▶ **GIVEN REQUEST**
Extract only the first line of the listing and every line after it up to and including the one with "const activeCity = ref('Chicago')". Omit the pictures.
________________
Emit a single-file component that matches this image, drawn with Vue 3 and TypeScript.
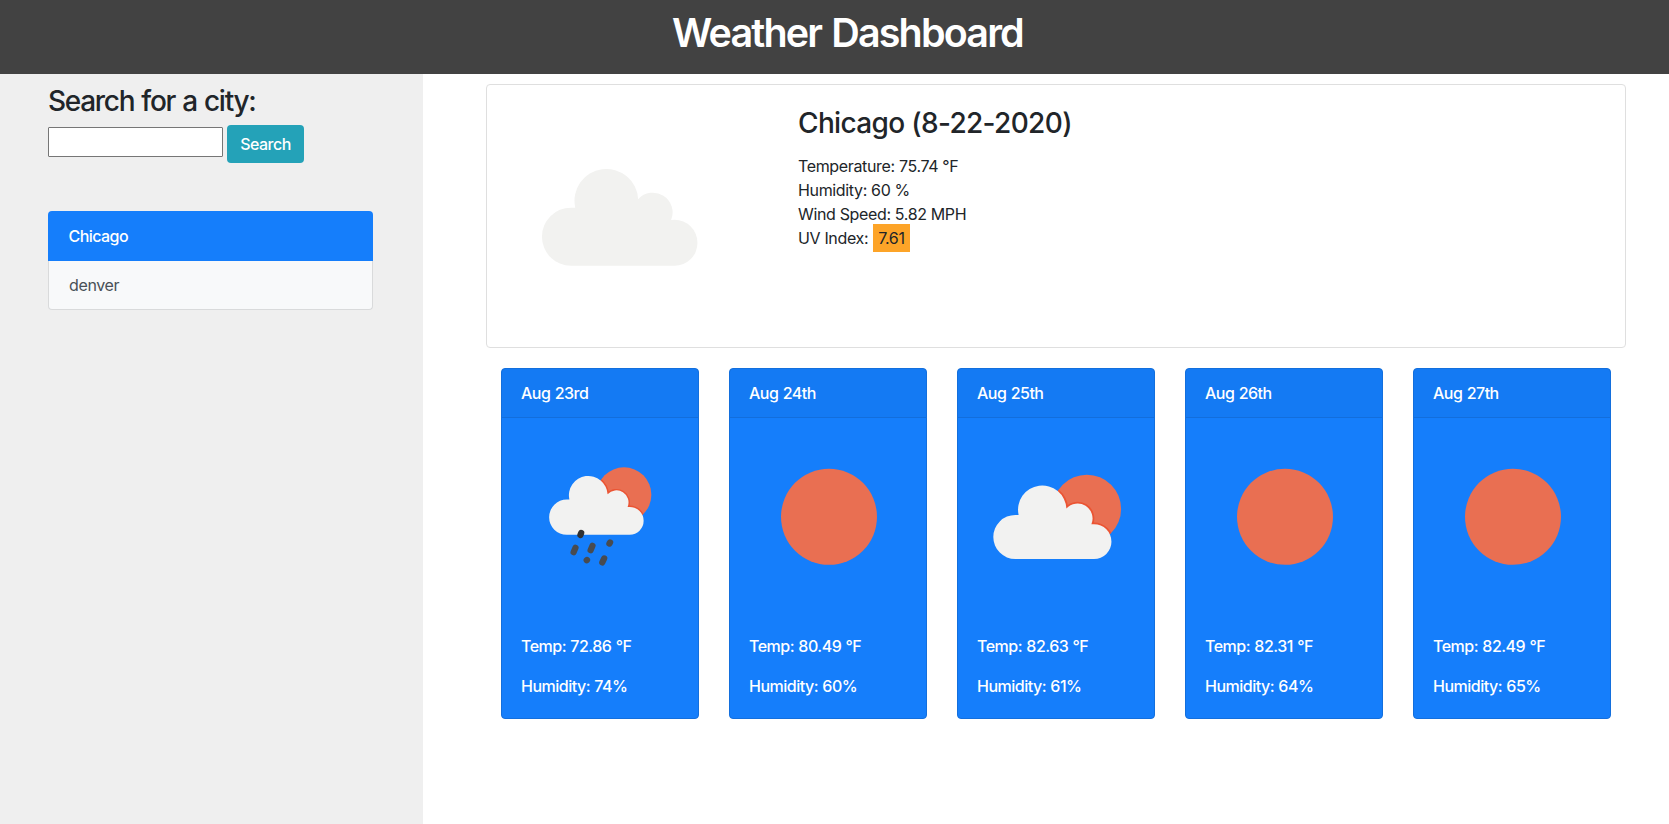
<script setup lang="ts">
import { ref } from 'vue'

type Sky = 'rain' | 'clear' | 'partly'

interface Forecast {
  date: string
  sky: Sky
  temp: string
  humidity: string
}

const query = ref('')
const cities = ['Chicago', 'denver']
const activeCity = ref('Chicago')

const forecast: Forecast[] = [
  { date: 'Aug 23rd', sky: 'rain', temp: '72.86', humidity: '74' },
  { date: 'Aug 24th', sky: 'clear', temp: '80.49', humidity: '60' },
  { date: 'Aug 25th', sky: 'partly', temp: '82.63', humidity: '61' },
  { date: 'Aug 26th', sky: 'clear', temp: '82.31', humidity: '64' },
  { date: 'Aug 27th', sky: 'clear', temp: '82.49', humidity: '65' },
]

const cloud =
  'M38 121.4A22.1 22.1 0 0 1 38 77.2L41.2 77.2A24.2 24.2 0 1 1 89 70.8A15 15 0 0 1 114 86.6L116.6 86.5A17.45 17.45 0 0 1 116.6 121.4Z'
</script>

<template>
  <div class="page">
    <header class="banner">
      <h1>Weather Dashboard</h1>
    </header>
    <div class="layout">
      <aside class="sidebar">
        <h3 class="search-title">Search for a city:</h3>
        <form class="search" @submit.prevent>
          <input v-model="query" type="text" aria-label="City" />
          <button type="submit">Search</button>
        </form>
        <ul class="cities">
          <li
            v-for="city in cities"
            :key="city"
            :class="{ active: city === activeCity }"
            @click="activeCity = city"
          >
            {{ city }}
          </li>
        </ul>
      </aside>
      <main class="content">
        <section class="current">
          <svg class="current-icon" viewBox="0 0 158 158">
            <path :d="cloud" fill="#f2f2f0" />
          </svg>
          <div class="current-info">
            <h3>Chicago (8-22-2020)</h3>
            <p>Temperature: 75.74 °F</p>
            <p>Humidity: 60 %</p>
            <p>Wind Speed: 5.82 MPH</p>
            <p>UV Index: <span class="uv">7.61</span></p>
          </div>
        </section>
        <section class="forecast">
          <article v-for="day in forecast" :key="day.date" class="day">
            <div class="day-head">{{ day.date }}</div>
            <div class="day-body">
              <svg class="day-icon" viewBox="0 0 158 158">
                <circle v-if="day.sky === 'clear'" cx="79" cy="78.8" r="48" fill="#e96f52" />
                <g v-else :transform="day.sky === 'rain' ? 'translate(14.4 -.3) scale(.8)' : 'translate(-.6 -.3)'">
                  <clipPath :id="'sun-' + day.sky">
                    <circle cx="109.5" cy="71.2" r="34.2" />
                  </clipPath>
                  <circle cx="109.5" cy="71.2" r="34.2" fill="#e96f52" />
                  <path :d="cloud" fill="none" stroke="#eb5433" stroke-width="3.6" :clip-path="`url(#sun-${day.sky})`" />
                  <path :d="cloud" fill="#f2f2f1" />
                </g>
                <g v-if="day.sky === 'rain'" stroke="#484b50" stroke-width="6.2" stroke-linecap="round">
                  <path d="M59.2 95l-.8 2" stroke="#303133" />
                  <path d="M53.5 109.8l-1.9 4.4M70.5 107.8l-1.9 4.4M88.1 104.4l-.7 1.2M65 122l-.3.3M82.2 120.4l-1.9 4" />
                </g>
              </svg>
              <p>Temp: {{ day.temp }} °F</p>
              <p>Humidity: {{ day.humidity }}%</p>
            </div>
          </article>
        </section>
      </main>
    </div>
  </div>
</template>

<style>
body {
  margin: 0;
  background: #fff;
}
</style>

<style scoped>
* {
  box-sizing: border-box;
}
.page {
  display: flex;
  flex-direction: column;
  height: 824px;
  overflow: hidden;
  font: 400 16px/24px Inter, 'Liberation Sans', sans-serif;
  letter-spacing: -0.35px;
  color: #212529;
}
h1,
h3,
p,
ul {
  margin: 0;
  padding: 0;
}
.banner {
  height: 74px;
  padding-top: 9px;
  padding-left: 26px;
  background: #424242;
  color: #fff;
  text-align: center;
}
h1 {
  font-size: 39.5px;
  font-weight: 600;
  line-height: 48px;
  letter-spacing: -1.85px;
  word-spacing: 2px;
}
.layout {
  display: flex;
  flex: 1;
}
.sidebar {
  flex: none;
  width: 423px;
  padding: 10px 50px 0 48px;
  background: #efefef;
}
h3 {
  font-size: 28px;
  font-weight: 500;
  line-height: 34px;
}
.search-title {
  letter-spacing: -1.3px;
  word-spacing: 1px;
}
.search {
  display: flex;
  align-items: flex-start;
  gap: 4px;
  margin-top: 7px;
}
.search input {
  width: 175px;
  height: 30px;
  margin-top: 2px;
  border: 1px solid #767676;
  border-radius: 1px;
  background: #fff;
}
.search button {
  width: 77px;
  height: 38px;
  padding: 0;
  border: 0;
  border-radius: 4px;
  background: #24a2b8;
  color: #fff;
  font: inherit;
  font-weight: 500;
  letter-spacing: -0.5px;
}
.cities {
  margin-top: 48px;
  list-style: none;
}
.cities li {
  height: 49px;
  padding: 12px 20px;
  border: 1px solid #d9dadb;
  border-top: 0;
  border-radius: 0 0 4px 4px;
  background: #f8f9fa;
  color: #495057;
}
.cities li.active {
  height: 50px;
  padding-top: 13px;
  padding-left: 20.5px;
  border: 0;
  border-radius: 4px 4px 0 0;
  background: #157efb;
  color: #fff;
  font-weight: 500;
  letter-spacing: -0.55px;
}
.content {
  flex: 1;
  min-width: 0;
  padding: 10px 43px 0 63px;
}
.current {
  display: flex;
  height: 264px;
  border: 1px solid #dfdfdf;
  border-radius: 4px;
}
.current-icon {
  width: 208px;
  height: 208px;
  margin: 21px 69px 0 34px;
}
.current-info {
  padding-top: 21px;
}
.current-info h3 {
  margin-bottom: 14px;
  letter-spacing: -0.65px;
}
.uv {
  display: inline-block;
  margin: -2px 0 -2px 1px;
  padding: 2px 5px;
  background: #fda428;
}
.forecast {
  display: grid;
  grid-template-columns: repeat(5, minmax(0, 1fr));
  gap: 30px;
  padding: 20px 15px 0;
}
.day {
  height: 351px;
  border: 1px solid #136fdd;
  border-radius: 4px;
  background: #157efb;
  color: #fff;
  font-weight: 500;
  letter-spacing: -0.5px;
  word-spacing: 0.5px;
}
.day-head {
  height: 49px;
  padding: 12px 19px;
  border-bottom: 1px solid #126edc;
  background: rgba(0, 0, 0, 0.03);
}
.day-body {
  padding: 20px 19px;
}
.day-icon {
  display: block;
  width: 158px;
  height: 158px;
  margin: 0 0 38px 1px;
}
.day-body p + p {
  margin-top: 16px;
}
</style>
________________
▶ **THE SOLUTION**
Emit a single-file component that matches this image, drawn with Vue 3 and TypeScript.
<script setup lang="ts">
import { ref } from 'vue'

type Sky = 'rain' | 'clear' | 'partly'

interface Forecast {
  date: string
  sky: Sky
  temp: string
  humidity: string
}

const query = ref('')
const cities = ['Chicago', 'denver']
const activeCity = ref('Chicago')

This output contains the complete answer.